The general idea as to cut and apply black vinyl in reverse, allowing for a black vinyl outline and a thin varnish line, with an extra black outline that was peeled off after the varnish set up. For the article, he water gilded aluminum letters, but suggested you could use real gold instead. The suggested back up was 50% Esoteric Back Up with 50% One Shot Black thinned as necessary with One Shot low temp reducer.

Okay, I am sure it must have worked because you see him holding the finished glass on the first page of the article, but I have some questions. First would you be concerned about getting a good gild next to the raised thickness of the black vinyl egde? Second, I have always been leary of long term effects of painting over vinyl with enamels. Fine gold back up was really a screen ink called Sericol, but it dries hard and does not necessarily have a lot of "heat" in the solvent. Maybe the additional clear varnish layer helps seal everything inside?

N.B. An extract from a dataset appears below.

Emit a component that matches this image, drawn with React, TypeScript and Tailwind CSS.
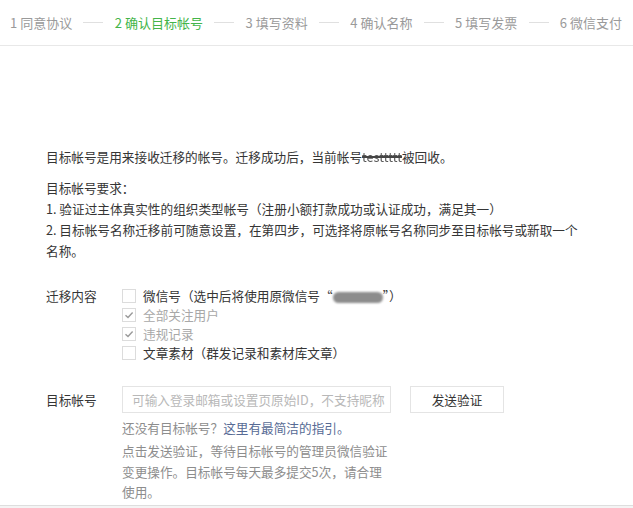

I'm not trying to pick on Jerry here, but more throwing this out on the table for additional comments.

Mike Jackson


Lee Littlewood
It seems to me the biggest problem is with the thickness of the vinyl. As you say, it's hard to get the gold into the little wet edge next to the vinyl (the meniscus, where the watersize sucks up from the glass to the height of the vinyl) and it takes a while to dry in there. Then it is really hard to burnish without catching your cotton or powderpuff on the vinyl and ripping the leaf. The few 'machine cut' gold jobs we've done have been for "Boston gilds", using lots of cut outlines on mask.
[Boston gild: mirror outlines and satin centers, done with one gild. Peel the centers, put in varnish; peel the outlines and brush in black. Peel everything so the paint edges 'heal' to a smooth edge, then next day watergild over all and backup, keeping within the paint outlines. Admittedly this requires some brush skill to keep inside the black outline, but not too much.] The one I'm thinking of was on curved glass so silkscreen wouldn't work.
I would think vinyl outlines and varnish centers - maybe for copper or aluminum or brass - would work, and there the little curvy meniscus edge would add a bit of dimensional flash.


Kent Smith

I
have had and heard of many failures using vinyl in this way. Neither the enamel nor the backing paint will adhere well to the vinyl and the thickness really presents some issues. Masked paint has the chance to level out some and the subsequent coats will roll over the paint when they will not change the hard edge of the vinyl.